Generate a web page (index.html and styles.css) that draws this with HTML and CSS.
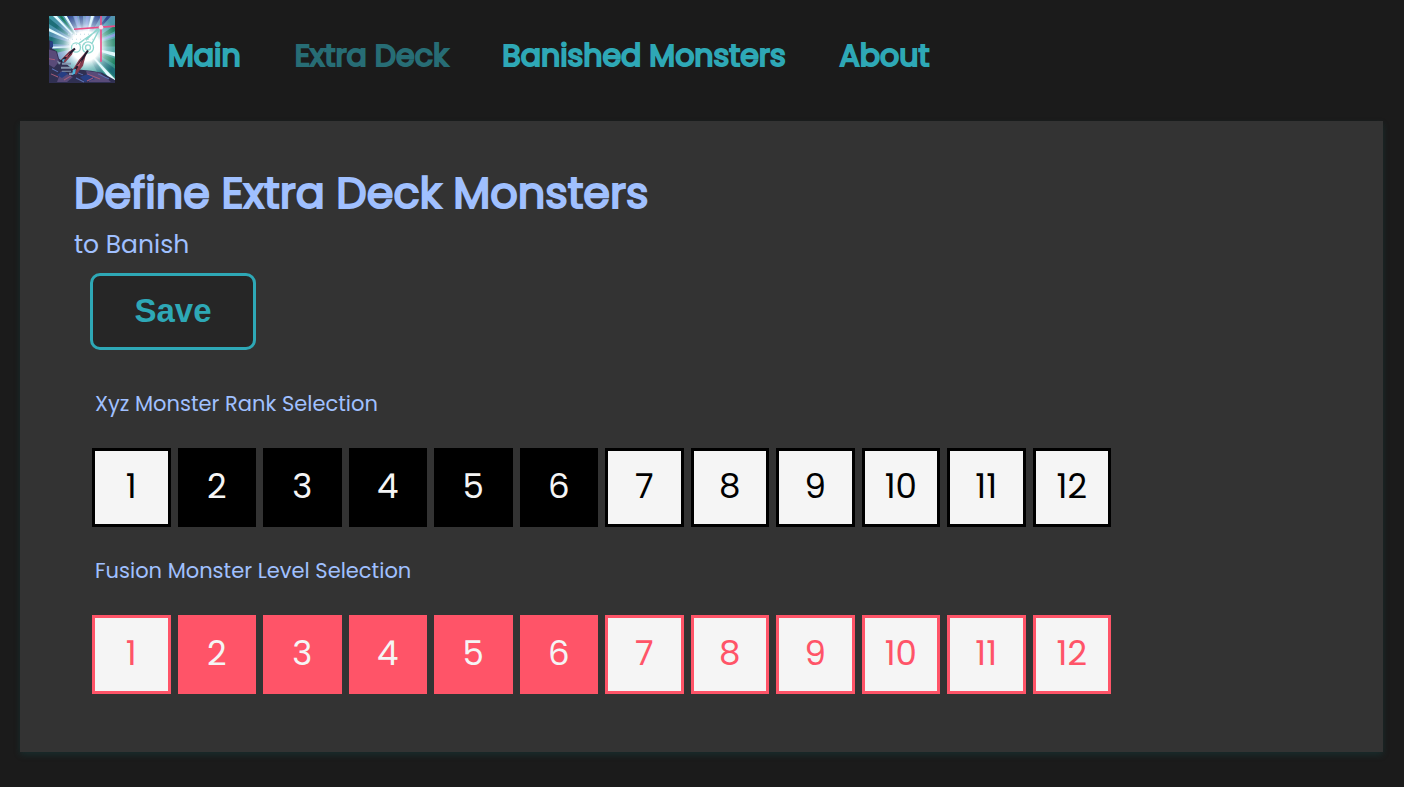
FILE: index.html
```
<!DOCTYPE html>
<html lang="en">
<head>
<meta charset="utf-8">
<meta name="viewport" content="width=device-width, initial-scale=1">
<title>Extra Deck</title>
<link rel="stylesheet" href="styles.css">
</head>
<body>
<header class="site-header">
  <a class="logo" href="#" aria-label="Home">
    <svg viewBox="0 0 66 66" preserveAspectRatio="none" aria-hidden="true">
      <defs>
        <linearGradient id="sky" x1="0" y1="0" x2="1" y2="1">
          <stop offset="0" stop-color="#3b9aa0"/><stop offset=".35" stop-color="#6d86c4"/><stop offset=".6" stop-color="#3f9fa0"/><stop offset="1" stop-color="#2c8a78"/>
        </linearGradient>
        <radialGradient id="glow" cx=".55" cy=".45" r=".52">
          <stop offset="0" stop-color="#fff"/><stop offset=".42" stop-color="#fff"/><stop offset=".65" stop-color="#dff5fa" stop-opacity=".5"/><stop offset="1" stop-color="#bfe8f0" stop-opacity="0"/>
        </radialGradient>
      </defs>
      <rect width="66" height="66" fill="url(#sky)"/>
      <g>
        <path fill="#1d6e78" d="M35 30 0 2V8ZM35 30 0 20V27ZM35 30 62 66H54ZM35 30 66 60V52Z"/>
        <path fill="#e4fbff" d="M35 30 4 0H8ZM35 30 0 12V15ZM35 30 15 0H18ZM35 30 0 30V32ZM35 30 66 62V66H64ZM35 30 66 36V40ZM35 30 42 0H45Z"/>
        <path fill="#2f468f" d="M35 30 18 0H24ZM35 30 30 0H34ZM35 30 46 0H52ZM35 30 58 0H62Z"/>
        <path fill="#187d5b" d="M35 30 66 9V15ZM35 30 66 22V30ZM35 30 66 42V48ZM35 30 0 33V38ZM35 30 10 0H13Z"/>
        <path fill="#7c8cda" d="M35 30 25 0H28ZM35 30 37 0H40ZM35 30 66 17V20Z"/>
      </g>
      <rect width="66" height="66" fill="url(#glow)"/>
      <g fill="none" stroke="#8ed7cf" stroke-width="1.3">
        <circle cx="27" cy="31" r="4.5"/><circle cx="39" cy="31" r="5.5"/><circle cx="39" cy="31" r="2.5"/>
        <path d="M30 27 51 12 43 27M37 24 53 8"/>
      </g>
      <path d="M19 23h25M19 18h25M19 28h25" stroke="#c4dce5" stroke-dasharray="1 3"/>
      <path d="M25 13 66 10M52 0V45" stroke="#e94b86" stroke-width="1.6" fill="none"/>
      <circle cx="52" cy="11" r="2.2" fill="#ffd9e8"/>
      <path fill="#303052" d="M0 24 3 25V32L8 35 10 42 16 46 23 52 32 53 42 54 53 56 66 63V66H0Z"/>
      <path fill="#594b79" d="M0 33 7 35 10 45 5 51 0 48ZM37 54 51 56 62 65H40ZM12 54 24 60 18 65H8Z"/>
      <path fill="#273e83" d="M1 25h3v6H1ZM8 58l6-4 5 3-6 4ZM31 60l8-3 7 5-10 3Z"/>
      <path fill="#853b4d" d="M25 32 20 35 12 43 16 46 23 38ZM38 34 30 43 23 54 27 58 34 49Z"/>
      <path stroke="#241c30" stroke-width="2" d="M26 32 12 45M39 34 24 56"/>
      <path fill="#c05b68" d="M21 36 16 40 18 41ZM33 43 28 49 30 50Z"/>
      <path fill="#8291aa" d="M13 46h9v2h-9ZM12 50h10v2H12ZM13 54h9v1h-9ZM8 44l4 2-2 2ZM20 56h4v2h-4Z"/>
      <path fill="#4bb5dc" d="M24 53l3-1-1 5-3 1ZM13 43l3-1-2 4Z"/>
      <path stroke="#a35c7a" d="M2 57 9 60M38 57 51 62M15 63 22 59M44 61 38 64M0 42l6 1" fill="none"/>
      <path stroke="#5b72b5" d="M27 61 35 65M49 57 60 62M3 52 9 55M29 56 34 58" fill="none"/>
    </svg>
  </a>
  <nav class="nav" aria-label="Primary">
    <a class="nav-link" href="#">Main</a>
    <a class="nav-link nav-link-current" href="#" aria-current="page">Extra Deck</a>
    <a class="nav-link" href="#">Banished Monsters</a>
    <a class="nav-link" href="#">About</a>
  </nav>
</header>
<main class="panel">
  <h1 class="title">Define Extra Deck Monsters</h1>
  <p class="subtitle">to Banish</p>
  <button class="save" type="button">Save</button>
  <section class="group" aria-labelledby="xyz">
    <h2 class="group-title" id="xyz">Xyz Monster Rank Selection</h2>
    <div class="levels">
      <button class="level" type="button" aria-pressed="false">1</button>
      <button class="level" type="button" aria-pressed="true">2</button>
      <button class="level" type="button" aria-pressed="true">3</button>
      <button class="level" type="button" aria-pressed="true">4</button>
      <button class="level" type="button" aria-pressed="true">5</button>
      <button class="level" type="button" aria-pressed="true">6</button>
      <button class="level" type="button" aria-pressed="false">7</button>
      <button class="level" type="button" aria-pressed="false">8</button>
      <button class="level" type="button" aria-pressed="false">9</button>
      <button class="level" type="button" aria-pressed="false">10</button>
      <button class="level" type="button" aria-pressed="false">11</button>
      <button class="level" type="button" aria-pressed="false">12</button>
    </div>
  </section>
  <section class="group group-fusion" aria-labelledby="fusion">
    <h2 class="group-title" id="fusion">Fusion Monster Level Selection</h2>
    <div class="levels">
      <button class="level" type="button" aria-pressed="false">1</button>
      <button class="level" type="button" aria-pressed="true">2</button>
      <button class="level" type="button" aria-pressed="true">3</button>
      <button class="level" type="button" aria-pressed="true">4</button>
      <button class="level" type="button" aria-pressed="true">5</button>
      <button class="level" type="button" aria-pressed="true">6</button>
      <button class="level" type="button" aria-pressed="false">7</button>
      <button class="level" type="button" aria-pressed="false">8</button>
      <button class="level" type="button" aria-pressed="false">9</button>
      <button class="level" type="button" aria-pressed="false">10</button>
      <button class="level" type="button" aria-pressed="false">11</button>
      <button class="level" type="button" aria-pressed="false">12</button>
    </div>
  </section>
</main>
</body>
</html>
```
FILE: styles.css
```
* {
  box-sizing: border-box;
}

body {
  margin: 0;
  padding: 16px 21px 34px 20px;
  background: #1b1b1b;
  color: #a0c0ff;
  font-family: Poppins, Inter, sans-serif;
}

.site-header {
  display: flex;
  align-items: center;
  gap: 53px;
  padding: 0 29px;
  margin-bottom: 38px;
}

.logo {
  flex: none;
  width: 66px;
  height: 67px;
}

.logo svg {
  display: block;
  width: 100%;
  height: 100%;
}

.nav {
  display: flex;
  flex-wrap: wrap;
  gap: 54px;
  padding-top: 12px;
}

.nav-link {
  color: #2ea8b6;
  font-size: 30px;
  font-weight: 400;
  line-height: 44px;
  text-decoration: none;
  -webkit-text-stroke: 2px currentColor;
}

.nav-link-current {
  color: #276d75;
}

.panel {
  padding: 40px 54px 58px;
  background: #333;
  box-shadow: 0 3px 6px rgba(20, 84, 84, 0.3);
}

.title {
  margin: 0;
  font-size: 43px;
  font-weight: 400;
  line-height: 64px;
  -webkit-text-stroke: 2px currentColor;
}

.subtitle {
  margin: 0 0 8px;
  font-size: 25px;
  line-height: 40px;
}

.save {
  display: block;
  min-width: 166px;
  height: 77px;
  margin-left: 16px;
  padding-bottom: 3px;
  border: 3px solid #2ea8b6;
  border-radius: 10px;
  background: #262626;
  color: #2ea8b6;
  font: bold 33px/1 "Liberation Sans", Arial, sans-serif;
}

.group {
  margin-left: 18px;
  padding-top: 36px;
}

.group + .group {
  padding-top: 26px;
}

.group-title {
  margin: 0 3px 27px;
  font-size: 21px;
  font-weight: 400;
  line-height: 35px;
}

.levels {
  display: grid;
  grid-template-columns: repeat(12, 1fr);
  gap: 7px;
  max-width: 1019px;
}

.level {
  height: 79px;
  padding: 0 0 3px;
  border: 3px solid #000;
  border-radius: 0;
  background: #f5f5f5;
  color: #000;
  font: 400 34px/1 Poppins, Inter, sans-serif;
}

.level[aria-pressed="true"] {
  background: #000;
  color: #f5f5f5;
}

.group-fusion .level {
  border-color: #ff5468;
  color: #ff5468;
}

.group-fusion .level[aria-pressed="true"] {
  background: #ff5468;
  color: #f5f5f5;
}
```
+++++
Work to complete >> Copy every line above in which the string "page" shows up.

Reply to the exercise >>
Generate a web page (index.html and styles.css) that draws this with HTML and CSS.
    <a class="nav-link nav-link-current" href="#" aria-current="page">Extra Deck</a>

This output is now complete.